■ **TASK STATEMENT**: Retype all of the listing exactly, passing over any picture you find.

■ **PROVIDED MATERIAL**:
━━━━━━

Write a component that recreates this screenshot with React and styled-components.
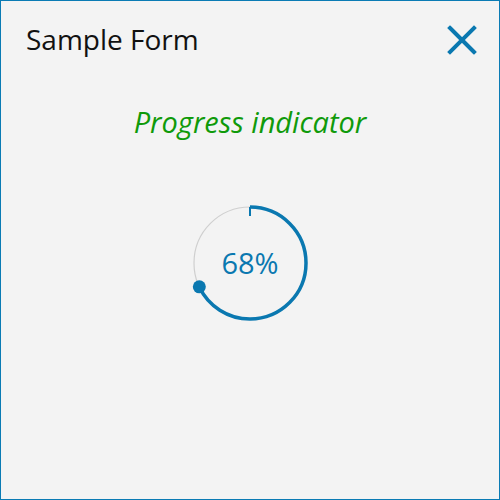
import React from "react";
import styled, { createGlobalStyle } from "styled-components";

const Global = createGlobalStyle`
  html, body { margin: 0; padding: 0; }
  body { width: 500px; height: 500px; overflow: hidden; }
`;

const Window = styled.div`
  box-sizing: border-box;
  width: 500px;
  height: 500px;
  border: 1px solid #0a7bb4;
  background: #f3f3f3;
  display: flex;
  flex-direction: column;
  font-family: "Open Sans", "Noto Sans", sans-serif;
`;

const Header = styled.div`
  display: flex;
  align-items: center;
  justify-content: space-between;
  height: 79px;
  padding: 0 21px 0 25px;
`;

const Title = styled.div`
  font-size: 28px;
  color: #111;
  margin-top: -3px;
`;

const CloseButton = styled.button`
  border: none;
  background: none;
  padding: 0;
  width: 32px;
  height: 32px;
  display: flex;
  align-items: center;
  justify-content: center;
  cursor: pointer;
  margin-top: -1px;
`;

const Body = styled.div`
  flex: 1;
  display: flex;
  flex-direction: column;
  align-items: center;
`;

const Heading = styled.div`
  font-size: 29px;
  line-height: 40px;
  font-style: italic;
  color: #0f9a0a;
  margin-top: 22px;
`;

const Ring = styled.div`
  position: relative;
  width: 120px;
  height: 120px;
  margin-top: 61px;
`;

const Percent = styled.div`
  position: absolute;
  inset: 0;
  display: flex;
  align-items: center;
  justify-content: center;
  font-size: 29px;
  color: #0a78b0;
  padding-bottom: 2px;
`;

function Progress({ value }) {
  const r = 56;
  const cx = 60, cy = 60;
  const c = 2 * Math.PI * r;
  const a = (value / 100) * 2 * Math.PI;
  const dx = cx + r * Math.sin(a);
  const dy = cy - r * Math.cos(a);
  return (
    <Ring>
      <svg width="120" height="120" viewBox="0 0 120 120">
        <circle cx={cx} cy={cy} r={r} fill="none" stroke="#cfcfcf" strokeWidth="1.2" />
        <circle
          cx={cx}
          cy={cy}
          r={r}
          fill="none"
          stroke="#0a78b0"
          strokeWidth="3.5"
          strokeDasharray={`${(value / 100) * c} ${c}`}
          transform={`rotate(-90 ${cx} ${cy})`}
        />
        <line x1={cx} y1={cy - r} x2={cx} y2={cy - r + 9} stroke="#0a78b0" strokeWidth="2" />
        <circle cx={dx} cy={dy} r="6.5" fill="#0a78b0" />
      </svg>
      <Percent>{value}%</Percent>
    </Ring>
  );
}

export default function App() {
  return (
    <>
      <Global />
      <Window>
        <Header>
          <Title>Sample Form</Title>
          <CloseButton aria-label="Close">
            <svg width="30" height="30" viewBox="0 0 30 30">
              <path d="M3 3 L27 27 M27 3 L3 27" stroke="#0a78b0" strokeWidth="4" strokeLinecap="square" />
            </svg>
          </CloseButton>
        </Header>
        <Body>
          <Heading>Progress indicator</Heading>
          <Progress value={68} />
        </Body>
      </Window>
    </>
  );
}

━━━━━━

■ **SOLUTION**:
Write a component that recreates this screenshot with React and styled-components.
import React from "react";
import styled, { createGlobalStyle } from "styled-components";

const Global = createGlobalStyle`
  html, body { margin: 0; padding: 0; }
  body { width: 500px; height: 500px; overflow: hidden; }
`;

const Window = styled.div`
  box-sizing: border-box;
  width: 500px;
  height: 500px;
  border: 1px solid #0a7bb4;
  background: #f3f3f3;
  display: flex;
  flex-direction: column;
  font-family: "Open Sans", "Noto Sans", sans-serif;
`;

const Header = styled.div`
  display: flex;
  align-items: center;
  justify-content: space-between;
  height: 79px;
  padding: 0 21px 0 25px;
`;

const Title = styled.div`
  font-size: 28px;
  color: #111;
  margin-top: -3px;
`;

const CloseButton = styled.button`
  border: none;
  background: none;
  padding: 0;
  width: 32px;
  height: 32px;
  display: flex;
  align-items: center;
  justify-content: center;
  cursor: pointer;
  margin-top: -1px;
`;

const Body = styled.div`
  flex: 1;
  display: flex;
  flex-direction: column;
  align-items: center;
`;

const Heading = styled.div`
  font-size: 29px;
  line-height: 40px;
  font-style: italic;
  color: #0f9a0a;
  margin-top: 22px;
`;

const Ring = styled.div`
  position: relative;
  width: 120px;
  height: 120px;
  margin-top: 61px;
`;

const Percent = styled.div`
  position: absolute;
  inset: 0;
  display: flex;
  align-items: center;
  justify-content: center;
  font-size: 29px;
  color: #0a78b0;
  padding-bottom: 2px;
`;

function Progress({ value }) {
  const r = 56;
  const cx = 60, cy = 60;
  const c = 2 * Math.PI * r;
  const a = (value / 100) * 2 * Math.PI;
  const dx = cx + r * Math.sin(a);
  const dy = cy - r * Math.cos(a);
  return (
    <Ring>
      <svg width="120" height="120" viewBox="0 0 120 120">
        <circle cx={cx} cy={cy} r={r} fill="none" stroke="#cfcfcf" strokeWidth="1.2" />
        <circle
          cx={cx}
          cy={cy}
          r={r}
          fill="none"
          stroke="#0a78b0"
          strokeWidth="3.5"
          strokeDasharray={`${(value / 100) * c} ${c}`}
          transform={`rotate(-90 ${cx} ${cy})`}
        />
        <line x1={cx} y1={cy - r} x2={cx} y2={cy - r + 9} stroke="#0a78b0" strokeWidth="2" />
        <circle cx={dx} cy={dy} r="6.5" fill="#0a78b0" />
      </svg>
      <Percent>{value}%</Percent>
    </Ring>
  );
}

export default function App() {
  return (
    <>
      <Global />
      <Window>
        <Header>
          <Title>Sample Form</Title>
          <CloseButton aria-label="Close">
            <svg width="30" height="30" viewBox="0 0 30 30">
              <path d="M3 3 L27 27 M27 3 L3 27" stroke="#0a78b0" strokeWidth="4" strokeLinecap="square" />
            </svg>
          </CloseButton>
        </Header>
        <Body>
          <Heading>Progress indicator</Heading>
          <Progress value={68} />
        </Body>
      </Window>
    </>
  );
}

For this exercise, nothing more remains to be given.